Estoy de acuerdo con Ramón Cué —este escrito rinde homenaje a su poema— cuando dice que, al ver el Cristo lagunero, los pinos lloran lágrimas de resina y de incienso, y la arena sal y espuma en desconsuelo. Ello se debe a que el Crucificado de Aguere no sólo despierta la alegría en el corazón, sino, también, el sentimiento, en forma de dolor al ver su santo martirio, y de lágrimas cuando lo bajan de la cruz, haciéndose pequeño en brazos de los sacerdotes y grande en el alma del que se acerque y lo contemple, tendiendo sobre el rojo damasco la espalda que tantas alegrías y penas ha cargado en esta Laguna nuestra.
Todo esto sucede en el Real Santuario de San Francisco. En la popular plaza, algo distinto pasa: las ruletas hacen girar la fortuna, las tómbolas incitan a probar suerte, los ventorrillos se perfuman de adobos, las turroneras pregonan la miel de su turrón, y, bajo un álamo, una mujer grita con emoción: «A las ricas manzanas. A las manzanas». El fruto prohibido antaño, es una compra obligada en el actual paraíso festivo del Cristo. «Compre manzanas. Fresquitas manzanas de El Ortigal». Es de noche. El Cristo entra en la plaza. Compro manzanas. La fragancia de la fruta se escapa y abraza a su Creador. La vieja vendedora me incita a probar la rica fruta y convierte los versos de Ramón Cué en una plegaria hecha canción:
«Tenerife es sólo un trono,
dragos, retamas y brezos,
para llevar por los mares,
con los dos brazos abiertos
en procesión de milagros,
a su Cristo lagunero».
Quizá la venta de manzanas, en las Fiestas del Cristo, sea un milagro. Una procesión de frutas en la que la manzana es dueña y señora. Nunca he sabido si en verdad se busca el dinero o se vende por tradición. En el subconciente de la vendedora podría estar el hecho de que la venta sea una ofrenda, consistente en llevar el fruto de la cosecha ante el Protector de los campos de Tenerife. ¿Alguna de las populares vendedoras no habrá dejado alguna vez manzanas a los pies del Cristo en señal de promesa por algún favor concedido? Yo he visto el haz de trigo dejado por un campesino como la promesa más sagrada por salvar el Cru-cificado la cosecha.
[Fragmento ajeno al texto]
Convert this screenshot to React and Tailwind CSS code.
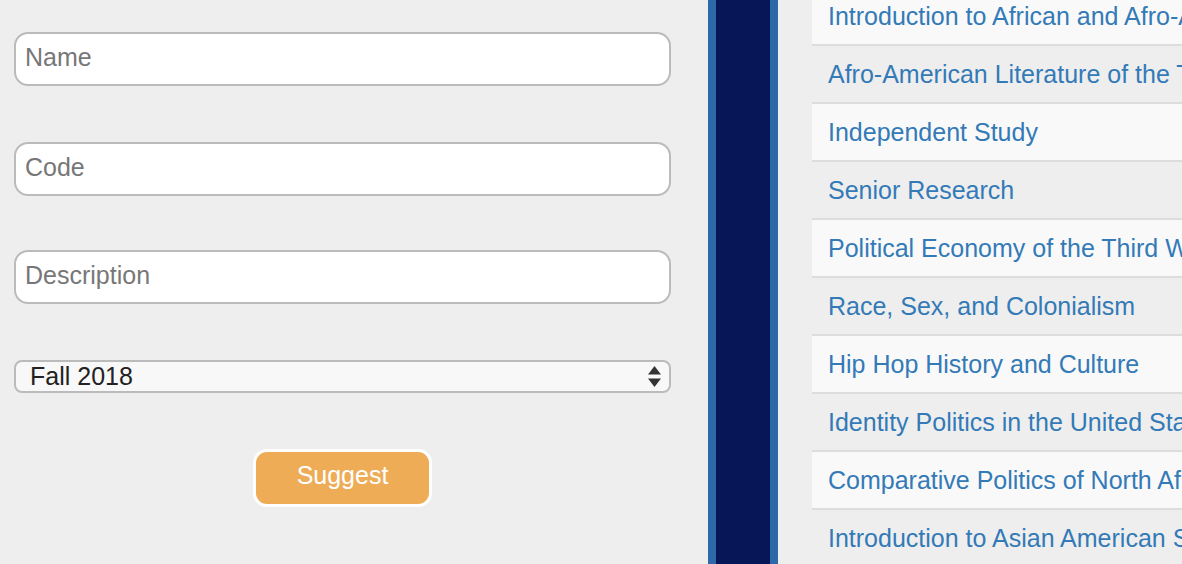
import React, { useState } from "react";

const courses = [
  "Introduction to African and Afro-American Studies",
  "Afro-American Literature of the Twentieth Century",
  "Independent Study",
  "Senior Research",
  "Political Economy of the Third World",
  "Race, Sex, and Colonialism",
  "Hip Hop History and Culture",
  "Identity Politics in the United States",
  "Comparative Politics of North Africa",
  "Introduction to Asian American Studies",
];

const inputClass =
  "block w-full h-[54px] rounded-[14px] border-2 border-[#bbbbbb] bg-white px-[9px] pb-[3px] text-[25px] text-[#333] placeholder:text-[#777] outline-none";

const App = () => {
  const [term, setTerm] = useState("Fall 2018");

  return (
    <div
      className="flex h-[564px] w-[1182px] overflow-hidden bg-[#eeeeee]"
      style={{ fontFamily: '"Liberation Sans", Arial, sans-serif' }}
    >
      {/* Suggest form */}
      <div className="w-[708px] shrink-0 pl-[14px] pr-[37px] pt-[32px]">
        <input className={inputClass} placeholder="Name" />
        <input className={`${inputClass} mt-[56px]`} placeholder="Code" />
        <input className={`${inputClass} mt-[54px]`} placeholder="Description" />

        <div className="relative mt-[56px]">
          <select
            value={term}
            onChange={(e) => setTerm(e.target.value)}
            className="block h-[33px] w-full appearance-none rounded-[8px] border-2 border-[#bbbbbb] bg-[#f8f8f8] pl-[14px] text-[25px] leading-none text-[#222] outline-none"
          >
            <option>Fall 2018</option>
            <option>Spring 2019</option>
          </select>
          <svg
            className="pointer-events-none absolute right-[10px] top-[6px]"
            width="13"
            height="21"
            viewBox="0 0 13 21"
          >
            <path d="M6.5 0 L13 8.5 L0 8.5 Z" fill="#333" />
            <path d="M0 12.5 L13 12.5 L6.5 21 Z" fill="#333" />
          </svg>
        </div>

        <div className="mt-[56px] flex justify-center">
          <button className="h-[58px] w-[179px] rounded-[14px] border-[3px] border-white bg-[#eeac57] pb-[4px] text-[25px] text-white">
            Suggest
          </button>
        </div>
      </div>

      {/* Divider bar */}
      <div className="h-full w-[70px] shrink-0 border-x-[8px] border-[#2d68a8] bg-[#061656]" />

      {/* Course list */}
      <div className="ml-[34px] min-w-0 flex-1 overflow-hidden">
        <ul className="-mt-[12px]">
          {courses.map((c, i) => (
            <li
              key={c}
              className={`flex h-[58px] items-center whitespace-nowrap border-b-2 border-[#dddddd] pl-[16px] pt-[2px] text-[25px] text-[#337ab7] ${
                i % 2 === 0 ? "bg-[#f9f9f9]" : "bg-[#eeeeee]"
              }`}
            >
              {c}
            </li>
          ))}
        </ul>
      </div>
    </div>
  );
};

export default App;
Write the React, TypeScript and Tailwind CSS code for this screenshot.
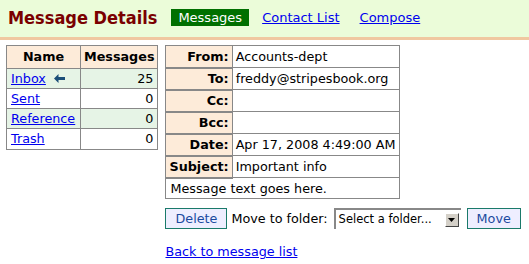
const folders = [
  { name: "Inbox", count: 25, current: true },
  { name: "Sent", count: 0 },
  { name: "Reference", count: 0 },
  { name: "Trash", count: 0 },
];

const fields = [
  { label: "From:", value: "Accounts-dept" },
  { label: "To:", value: "freddy@stripesbook.org" },
  { label: "Cc:", value: "" },
  { label: "Bcc:", value: "" },
  { label: "Date:", value: "Apr 17, 2008 4:49:00 AM" },
  { label: "Subject:", value: "Important info" },
];

function BackArrow() {
  return (
    <svg width="11" height="9" viewBox="0 0 11 9" className="inline-block ml-[8px] align-[0px]">
      <path d="M0 4.5L4.5 0v3H11v3H4.5v3z" fill="#1b4e78" />
    </svg>
  );
}

export default function App() {
  return (
    <div className="w-[529px] h-[264px] bg-white text-[12.75px] text-black font-['DejaVu_Sans',sans-serif] overflow-hidden">
      <div className="h-[40px] bg-[#ebfcd9] border-b-[3px] border-[#f0c8a0] flex items-center pl-2 pb-[2px]">
        <h1 className="text-[18px] font-bold text-[#7a0000] mr-[14px] font-['DejaVu_Sans_Condensed',sans-serif]">Message Details</h1>
        <span className="bg-[#007000] text-white px-[7px] leading-[17px] mr-[13px] text-[13px]">Messages</span>
        <a href="#" className="text-[#0000ee] underline mr-[20px] text-[13px]">Contact List</a>
        <a href="#" className="text-[#0000ee] underline text-[13px]">Compose</a>
      </div>

      <div className="flex items-start gap-[7px] pl-[6px] pt-[5px]">
        <table className="border border-[#888] border-collapse shrink-0">
          <thead>
            <tr className="bg-[#fdebd9]">
              <th className="border border-[#888] px-[3px] h-[23px] w-[74px]">Name</th>
              <th className="border border-[#888] px-[3px] h-[23px] w-[77px]">Messages</th>
            </tr>
          </thead>
          <tbody>
            {folders.map((f, i) => (
              <tr key={f.name} className={i % 2 === 0 ? "bg-[#e6f4e6]" : "bg-white"}>
                <td className="border border-[#888] px-[4px] h-[20px] whitespace-nowrap">
                  <a href="#" className="text-[#0000ee] underline">{f.name}</a>
                  {f.current && <BackArrow />}
                </td>
                <td className="border border-[#888] px-[4px] text-right">{f.count}</td>
              </tr>
            ))}
          </tbody>
        </table>

        <div className="flex flex-col shrink-0">
          <table className="border border-[#888] border-collapse w-[233px]">
            <tbody>
              {fields.map((f) => (
                <tr key={f.label}>
                  <th className="bg-[#fdebd9] border border-[#888] border-b-2 text-right pl-[3px] pr-[3px] h-[22px] w-[68px] whitespace-nowrap">{f.label}</th>
                  <td className="border border-[#888] px-[3px] whitespace-nowrap">{f.value}</td>
                </tr>
              ))}
              <tr>
                <td colSpan={2} className="border border-[#888] px-[4px] h-[21px]">Message text goes here.</td>
              </tr>
            </tbody>
          </table>

          <div className="flex items-center mt-[9px] w-max whitespace-nowrap">
            <button className="bg-[#eeeeff] border border-[#1a7a6a] text-[#1a4aa0] px-[9px] h-[21px] leading-[19px]">Delete</button>
            <span className="ml-[4px]">Move to folder:</span>
            <div className="ml-[6px] flex items-center h-[21px] w-[127px] border-t-2 border-l-2 border-[#888] bg-white text-[11.5px] pl-[3px]">
              <span className="flex-1">Select a folder...</span>
              <span className="w-[14px] h-[14px] bg-[#d4d0c8] border border-b-[#444] border-r-[#444] border-t-white border-l-white flex items-center justify-center mr-[2px]">
                <svg width="7" height="4" viewBox="0 0 7 4"><path d="M0 0h7L3.5 4z" fill="#000" /></svg>
              </span>
            </div>
            <button className="ml-[6px] bg-[#eeeeff] border border-[#1a7a6a] text-[#1a4aa0] px-[9px] h-[21px] leading-[19px]">Move</button>
          </div>

          <a href="#" className="block mt-[13px] text-[#0000ee] underline w-max">Back to message list</a>
        </div>
      </div>
    </div>
  );
}
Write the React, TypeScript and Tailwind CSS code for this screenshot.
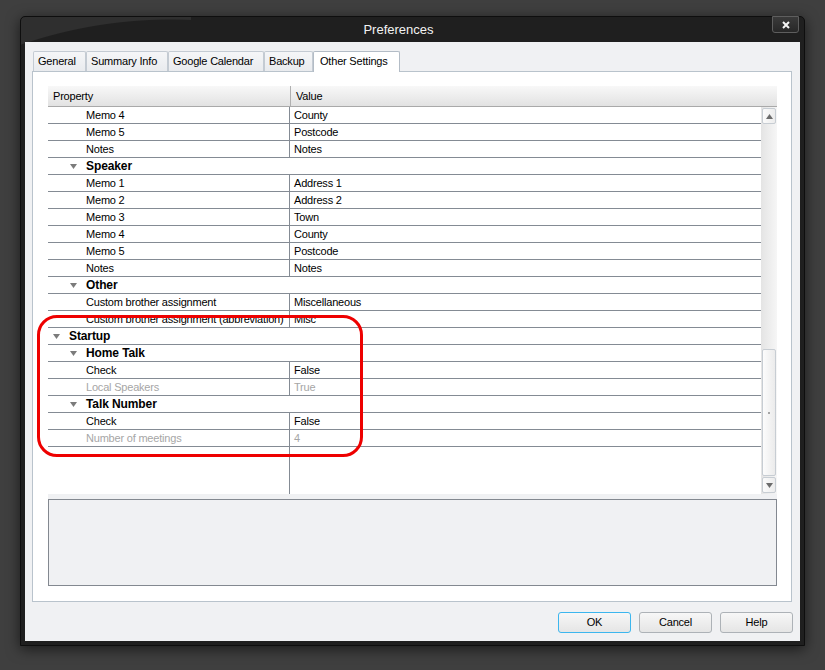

A todo aquel que acuda a la plaza del Cristo y no sepa qué fiesta se celebra, le recomiendo que huela profundamente. Si la fragancia de las manzanas envuelve vuestro olfato, se encuentra usted inmerso en las solemnes Fiestas del Santísimo Cristo moreno, ese Crucificado que, por ser lagunero, tanto admiro, respeto y quiero.